- in Environment
Flooding in the wake of Storm Dennis is “not normal” and “going to get worse”, an Environment Agency boss has warned.
Dave Throup said the floods were “getting scary” and warned people must “adapt and respond”.
The area he manages – Herefordshire and Worcestershire – was deluged by rain over the weekend.
Mr Throup, who has worked for the agency for 20 years, said on Twitter he was “so sorry” to those whose lives had been “turned upside down” by the storm.
Nearly 100 flood warnings remain across the UK, five of them severe in England, meaning there is a danger to life.
Parts of north-west England experienced more than a month’s worth of rain in the last 24 hours.
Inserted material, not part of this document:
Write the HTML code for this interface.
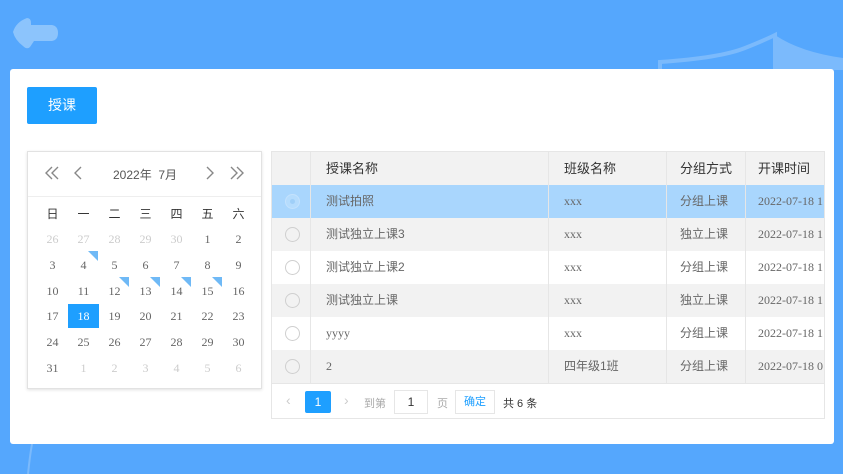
<!DOCTYPE html>
<html><head><meta charset="utf-8"><style>
*{margin:0;padding:0;box-sizing:border-box}
body{width:843px;height:474px;background:#55a7fd;position:relative;overflow:hidden;font-family:"Liberation Sans","Noto Sans CJK SC",sans-serif;color:#666}
.a{position:absolute}
.card{left:10px;top:69px;width:824px;height:375px;background:#fff;border-radius:3px}
.btn{left:27px;top:87px;width:70px;height:37px;background:#1e9fff;color:#fff;font-size:14px;line-height:37px;text-align:center;border-radius:2px}
.cal{left:27px;top:151px;width:235px;height:238px;border:1px solid #e2e2e2;box-shadow:0 1px 3px rgba(0,0,0,.12);background:#fff}
.ch{position:absolute;left:0;top:0;width:233px;height:45px;border-bottom:1px solid #eee;font-size:12px;color:#555}
.d{position:absolute;width:31px;text-align:center;font-family:"Liberation Serif","Noto Sans CJK SC",serif;font-size:12px;color:#666;height:24px;line-height:24px}
.wk{font-family:"Liberation Sans","Noto Sans CJK SC",sans-serif;font-size:12px;color:#333}
.g{color:#ccc}
.sel{background:#1e9fff;color:#fff}
.mk::after{content:"";position:absolute;right:1px;top:-2px;border-style:solid;border-width:0 10px 10px 0;border-color:transparent #6fb9f6 transparent transparent}
.tb{left:271px;top:151px;width:554px;height:268px;border:1px solid #e6e6e6;background:#fff}
.r{position:absolute;left:0;width:552px;height:33px;font-size:12px;line-height:33px}
.r span{position:absolute;top:0;height:33px;border-right:1px solid #e6e6e6;padding-left:15px;white-space:nowrap;overflow:hidden}
.c0{left:0;width:39px}.c1{left:39px;width:238px}.c2{left:277px;width:118px}.c3{left:395px;width:79px;padding-left:13px!important}.c4{left:474px;width:78px;padding-left:12px!important;border-right:none!important}
.s{font-family:"Liberation Serif","Noto Sans CJK SC",serif}
.rad{position:absolute;left:13px;top:9px;width:15px;height:15px;border:1px solid #cfcfcf;border-radius:50%;background:#fff}
</style></head><body>
<svg class="a" style="left:0;top:0" width="843" height="474">
<path d="M13 32 Q16 22 27 18 Q31 18 31 23 L31 25 H52 Q58 26 58 33 Q58 40 52 41 H34 L30 47 Q27 50 23 46 Q15 40 13 32 Z" fill="#8cc4fc"/>
<path d="M660 70 V62 Q720 58 745 48 Q765 40 775 35 L775 70" fill="none" stroke="#7bbafc" stroke-width="4"/>
<path d="M775 35 Q800 52 843 58 V70 H775 Z" fill="#7bbafc"/>
<path d="M28 474 Q30 455 32 444" stroke="#7bbafc" stroke-width="2" fill="none"/>
</svg>
<div class="a card"></div>
<div class="a btn">授课</div>
<div class="a cal">
 <div class="ch">
  <svg class="a" style="left:0;top:0" width="233" height="45" fill="none" stroke="#888" stroke-width="1.4">
   <path d="M24 15 L18 21 L24 27 M30 15 L24 21 L30 27"/>
   <path d="M53 15 L47 21 L53 27"/>
   <path d="M179 15 L185 21 L179 27"/>
   <path d="M203 15 L209 21 L203 27 M209 15 L215 21 L209 27"/>
  </svg>
  <span class="a" style="left:85px;top:14px">2022年&nbsp;&nbsp;7月</span>
 </div>
 <div id="days"></div>
</div>
<div class="a tb">
 <div class="r" style="top:0;height:33px;background:#f2f2f2;color:#333;font-size:13px"><span class="c0"></span><span class="c1">授课名称</span><span class="c2">班级名称</span><span class="c3">分组方式</span><span class="c4">开课时间</span></div>
 <div class="r" style="top:33px;background:#a9d6fd"><span class="c0"><i class="rad" style="background:#b5dcfd;border-color:#c4e2fd"><i class="a" style="left:4px;top:4px;width:5px;height:5px;border-radius:50%;background:#9fcff8"></i></i></span><span class="c1">测试拍照</span><span class="c2 s">xxx</span><span class="c3">分组上课</span><span class="c4 s">2022-07-18 1</span></div>
 <div class="r" style="top:66px;background:#f2f2f2"><span class="c0"><i class="rad" style="background:#f2f2f2"></i></span><span class="c1">测试独立上课3</span><span class="c2 s">xxx</span><span class="c3">独立上课</span><span class="c4 s">2022-07-18 1</span></div>
 <div class="r" style="top:99px;background:#fff"><span class="c0"><i class="rad"></i></span><span class="c1">测试独立上课2</span><span class="c2 s">xxx</span><span class="c3">分组上课</span><span class="c4 s">2022-07-18 1</span></div>
 <div class="r" style="top:132px;background:#f2f2f2"><span class="c0"><i class="rad" style="background:#f2f2f2"></i></span><span class="c1">测试独立上课</span><span class="c2 s">xxx</span><span class="c3">独立上课</span><span class="c4 s">2022-07-18 1</span></div>
 <div class="r" style="top:165px;background:#fff"><span class="c0"><i class="rad"></i></span><span class="c1 s">yyyy</span><span class="c2 s">xxx</span><span class="c3">分组上课</span><span class="c4 s">2022-07-18 1</span></div>
 <div class="r" style="top:198px;background:#f2f2f2"><span class="c0"><i class="rad" style="background:#f2f2f2"></i></span><span class="c1 s">2</span><span class="c2">四年级1班</span><span class="c3">分组上课</span><span class="c4 s">2022-07-18 0</span></div>
 <div class="a" style="left:0;top:231px;width:552px;height:1px;background:#e6e6e6"></div>
 <span class="a" style="left:14px;top:240px;font-size:14px;color:#ccc">‹</span>
 <div class="a" style="left:33px;top:239px;width:26px;height:22px;background:#1e9fff;color:#fff;font-size:12px;text-align:center;line-height:22px;border-radius:2px" >1</div>
 <span class="a" style="left:72px;top:240px;font-size:14px;color:#ccc">›</span>
 <span class="a" style="left:92px;top:243px;font-size:11px;color:#aaa">到第</span>
 <div class="a" style="left:122px;top:238px;width:34px;height:24px;border:1px solid #e6e6e6;font-size:12px;text-align:center;line-height:22px;color:#333">1</div>
 <span class="a" style="left:165px;top:243px;font-size:11px;color:#aaa">页</span>
 <div class="a" style="left:183px;top:238px;width:40px;height:24px;border:1px solid #e6e6e6;font-size:11px;text-align:center;line-height:22px;color:#1e9fff">确定</div>
 <span class="a" style="left:231px;top:243px;font-size:11px;color:#333">共 6 条</span>
</div>
<script>
var h='',cx=[8,39,70,101,132,163,194],w=['日','一','二','三','四','五','六'];
for(var i=0;i<7;i++)h+='<div class="d wk" style="left:'+(cx[i]+1)+'px;top:50px">'+w[i]+'</div>';
var days=[26,27,28,29,30,1,2,3,4,5,6,7,8,9,10,11,12,13,14,15,16,17,18,19,20,21,22,23,24,25,26,27,28,29,30,31,1,2,3,4,5,6];
var mk=[8,16,17,18,19];
for(var k=0;k<42;k++){var r=Math.floor(k/7),c=k%7,cl='d';
if(k<5||k>35)cl+=' g';if(k==22)cl+=' sel';if(mk.indexOf(k)>=0)cl+=' mk';
h+='<div class="'+cl+'" style="left:'+(cx[c]+1)+'px;top:'+(75+r*25.8)+'px">'+days[k]+'</div>';}
document.getElementById('days').innerHTML=h;
</script>
</body></html>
Two areas in Cumbria, Seathwaite and Honister Pass, recorded more rain than the county’s February average of 112mm.
In a tweet, Mr Throup said what he had seen over the past few days “isn’t normal”.
He was responding to figures that the River Wye flooding was more than half a metre higher than anything for 110 years, and two of the biggest five floods ever recorded have happened in the past four months.
“It’s getting scary folks,” he said.
The agency said there was a “heightened flood risk” in the Midlands with five severe warnings – meaning there is a danger to life – still in place near the Welsh border around the rivers Lugg, Severn and Wye.
Hundreds of people have been evacuated from their homes in the worst-affected areas, which include south Wales, Herefordshire, Worcestershire and Shropshire.
Since Storm Dennis reached the UK on 15 February, the Environment Agency has reported new river level records being set on the Colne, Ribble, Calder, Aire, Trent, Severn, Wye, Lugg, and Derwent.
The rivers are measured by the agency’s network of monitoring stations across the country.
For the River Wye, the new record of 6.99m was captured at the Bredwardine monitoring station in Herefordshire. For this area the Environment Agency says any levels above 3.80m could result in minor flooding.